KUNICHIKA
COLLECTING JAPANESE PRINTS FEATURED MEIJI ARTIST
Toyohara Kunichika
1835 - 1900
Profile at a Glance:
Meiji Period woodblock print artist
Designs focused on Kabuki actor portraits and war scenes from military campaigns
Well-known for his large scale designs utilizing two and three sheet compositions
Ōshima Yasohachi, otherwise known as Toyohara Kunichika, was a woodblock print artist born on June 30, 1835, in the Kyobashi district of Edo. From the age of eleven, Kunichika studied under artist Toyohara Chikanobu before becoming an apprentice to ukiyo-e master Utagawa Kunisada I (Toyokuni III) in 1848.

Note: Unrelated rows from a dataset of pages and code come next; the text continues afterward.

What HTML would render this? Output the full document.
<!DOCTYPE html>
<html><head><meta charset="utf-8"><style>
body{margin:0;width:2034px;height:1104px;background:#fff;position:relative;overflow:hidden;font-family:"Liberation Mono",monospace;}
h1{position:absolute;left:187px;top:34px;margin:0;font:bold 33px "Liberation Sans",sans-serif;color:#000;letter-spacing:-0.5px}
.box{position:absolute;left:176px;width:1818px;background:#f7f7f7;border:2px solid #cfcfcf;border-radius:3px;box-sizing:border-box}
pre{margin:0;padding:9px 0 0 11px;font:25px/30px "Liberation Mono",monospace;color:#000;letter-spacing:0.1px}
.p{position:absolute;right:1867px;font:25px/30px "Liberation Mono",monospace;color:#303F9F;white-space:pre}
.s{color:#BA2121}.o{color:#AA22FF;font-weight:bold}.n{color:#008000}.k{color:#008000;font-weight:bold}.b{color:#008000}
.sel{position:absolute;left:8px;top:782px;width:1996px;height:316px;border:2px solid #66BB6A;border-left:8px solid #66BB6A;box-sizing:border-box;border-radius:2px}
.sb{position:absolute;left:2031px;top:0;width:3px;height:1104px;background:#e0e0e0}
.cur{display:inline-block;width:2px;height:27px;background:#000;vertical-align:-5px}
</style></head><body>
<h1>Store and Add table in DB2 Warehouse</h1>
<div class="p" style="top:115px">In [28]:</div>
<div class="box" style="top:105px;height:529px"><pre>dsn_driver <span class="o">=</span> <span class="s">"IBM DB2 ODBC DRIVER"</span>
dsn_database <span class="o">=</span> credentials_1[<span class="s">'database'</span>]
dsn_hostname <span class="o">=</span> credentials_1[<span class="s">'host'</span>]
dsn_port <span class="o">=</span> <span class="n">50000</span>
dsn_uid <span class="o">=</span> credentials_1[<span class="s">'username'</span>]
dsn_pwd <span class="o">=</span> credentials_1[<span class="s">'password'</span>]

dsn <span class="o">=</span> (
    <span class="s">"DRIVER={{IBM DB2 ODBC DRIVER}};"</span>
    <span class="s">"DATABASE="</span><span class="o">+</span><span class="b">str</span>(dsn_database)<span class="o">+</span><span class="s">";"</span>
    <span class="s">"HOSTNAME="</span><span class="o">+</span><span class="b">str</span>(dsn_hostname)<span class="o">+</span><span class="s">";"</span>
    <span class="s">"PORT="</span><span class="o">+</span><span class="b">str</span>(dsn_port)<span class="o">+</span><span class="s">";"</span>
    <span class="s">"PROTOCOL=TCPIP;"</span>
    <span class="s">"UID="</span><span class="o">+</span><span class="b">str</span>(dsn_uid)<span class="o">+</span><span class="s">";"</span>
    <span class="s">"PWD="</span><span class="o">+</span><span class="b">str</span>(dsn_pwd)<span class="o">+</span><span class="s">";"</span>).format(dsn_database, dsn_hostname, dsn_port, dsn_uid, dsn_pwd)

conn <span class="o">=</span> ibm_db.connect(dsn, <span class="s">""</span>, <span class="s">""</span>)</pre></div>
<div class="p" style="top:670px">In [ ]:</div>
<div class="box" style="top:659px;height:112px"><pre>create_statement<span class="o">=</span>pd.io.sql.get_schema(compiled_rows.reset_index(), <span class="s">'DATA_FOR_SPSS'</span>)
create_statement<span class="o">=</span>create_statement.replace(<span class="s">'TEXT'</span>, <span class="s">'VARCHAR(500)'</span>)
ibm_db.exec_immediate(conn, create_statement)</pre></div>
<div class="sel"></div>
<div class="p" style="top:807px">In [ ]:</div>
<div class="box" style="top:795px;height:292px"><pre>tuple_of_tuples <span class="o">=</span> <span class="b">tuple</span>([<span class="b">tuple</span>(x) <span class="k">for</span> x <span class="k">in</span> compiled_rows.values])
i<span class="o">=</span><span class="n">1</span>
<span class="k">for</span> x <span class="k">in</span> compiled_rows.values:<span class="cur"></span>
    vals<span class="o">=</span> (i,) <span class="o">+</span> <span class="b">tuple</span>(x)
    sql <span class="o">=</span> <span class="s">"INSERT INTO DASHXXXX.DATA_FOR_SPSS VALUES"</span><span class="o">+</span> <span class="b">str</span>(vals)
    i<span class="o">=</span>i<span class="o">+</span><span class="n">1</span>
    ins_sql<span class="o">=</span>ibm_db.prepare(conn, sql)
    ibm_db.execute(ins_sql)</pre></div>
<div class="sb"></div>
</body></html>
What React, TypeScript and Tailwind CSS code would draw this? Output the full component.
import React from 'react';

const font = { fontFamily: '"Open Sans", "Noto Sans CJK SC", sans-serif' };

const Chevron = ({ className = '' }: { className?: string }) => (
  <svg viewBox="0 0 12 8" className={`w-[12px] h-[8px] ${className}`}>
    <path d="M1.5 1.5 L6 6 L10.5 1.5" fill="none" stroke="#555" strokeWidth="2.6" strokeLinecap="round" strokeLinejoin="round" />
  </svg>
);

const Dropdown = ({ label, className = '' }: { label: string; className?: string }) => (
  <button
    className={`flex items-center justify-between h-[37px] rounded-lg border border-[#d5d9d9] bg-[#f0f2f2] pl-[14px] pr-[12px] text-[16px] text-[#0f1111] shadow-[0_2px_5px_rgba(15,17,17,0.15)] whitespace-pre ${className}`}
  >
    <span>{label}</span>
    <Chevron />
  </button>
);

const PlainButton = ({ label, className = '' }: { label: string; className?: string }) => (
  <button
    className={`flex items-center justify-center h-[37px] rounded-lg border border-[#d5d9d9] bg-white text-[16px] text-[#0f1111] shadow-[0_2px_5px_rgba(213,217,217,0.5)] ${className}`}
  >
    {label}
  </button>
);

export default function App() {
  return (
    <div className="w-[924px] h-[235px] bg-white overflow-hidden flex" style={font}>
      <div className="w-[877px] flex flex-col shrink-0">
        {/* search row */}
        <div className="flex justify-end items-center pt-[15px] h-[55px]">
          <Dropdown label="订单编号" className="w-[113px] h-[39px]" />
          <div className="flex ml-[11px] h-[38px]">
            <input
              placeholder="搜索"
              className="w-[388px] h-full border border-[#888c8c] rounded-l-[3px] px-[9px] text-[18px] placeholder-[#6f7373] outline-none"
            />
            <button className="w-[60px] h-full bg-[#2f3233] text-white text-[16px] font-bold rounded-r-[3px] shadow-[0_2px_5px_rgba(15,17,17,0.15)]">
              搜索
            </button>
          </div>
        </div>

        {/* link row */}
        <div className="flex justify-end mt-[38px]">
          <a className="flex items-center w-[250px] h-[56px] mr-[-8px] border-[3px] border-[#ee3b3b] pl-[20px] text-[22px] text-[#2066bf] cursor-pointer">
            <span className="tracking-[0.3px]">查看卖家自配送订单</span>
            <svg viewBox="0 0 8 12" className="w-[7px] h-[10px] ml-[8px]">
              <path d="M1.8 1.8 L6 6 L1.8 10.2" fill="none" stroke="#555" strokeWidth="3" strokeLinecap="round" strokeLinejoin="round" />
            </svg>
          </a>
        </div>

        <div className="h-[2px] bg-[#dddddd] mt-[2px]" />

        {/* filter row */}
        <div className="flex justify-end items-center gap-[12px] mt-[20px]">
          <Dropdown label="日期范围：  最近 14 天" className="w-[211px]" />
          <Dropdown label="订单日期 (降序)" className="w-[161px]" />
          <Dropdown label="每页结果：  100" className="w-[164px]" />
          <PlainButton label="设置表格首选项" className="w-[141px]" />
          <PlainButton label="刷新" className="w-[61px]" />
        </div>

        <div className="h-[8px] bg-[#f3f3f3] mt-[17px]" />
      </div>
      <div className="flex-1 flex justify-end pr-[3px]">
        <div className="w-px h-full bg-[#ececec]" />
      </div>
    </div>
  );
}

An ardent fan of Kabuki theatre, Kunichika went on to publish a series of yakusha-e, or actor prints in the following decades. He would often produce sketches before and during performances and at backstage rehearsals. Among the different styles of formatting are diptychs, triptychs, half-body portraits, and ogao-e, or "large face pictures." What sets Kunichika apart from the myriad of yakusha-e artists, however, is his innate ability to translate emotional depth; indeed, his work may be some of the most dramatic ever produced.
Alongside his contemporaries Yoshitoshi Tsukioka and Kiyochika Kobayashi, Kunichika is widely regarded as one of the three great ukiyo-e masters of the Meiji era. His unrelenting dedication to traditional means of production and style, as well as his masterful use of color, make Kunichika a rarity among artists of this genre.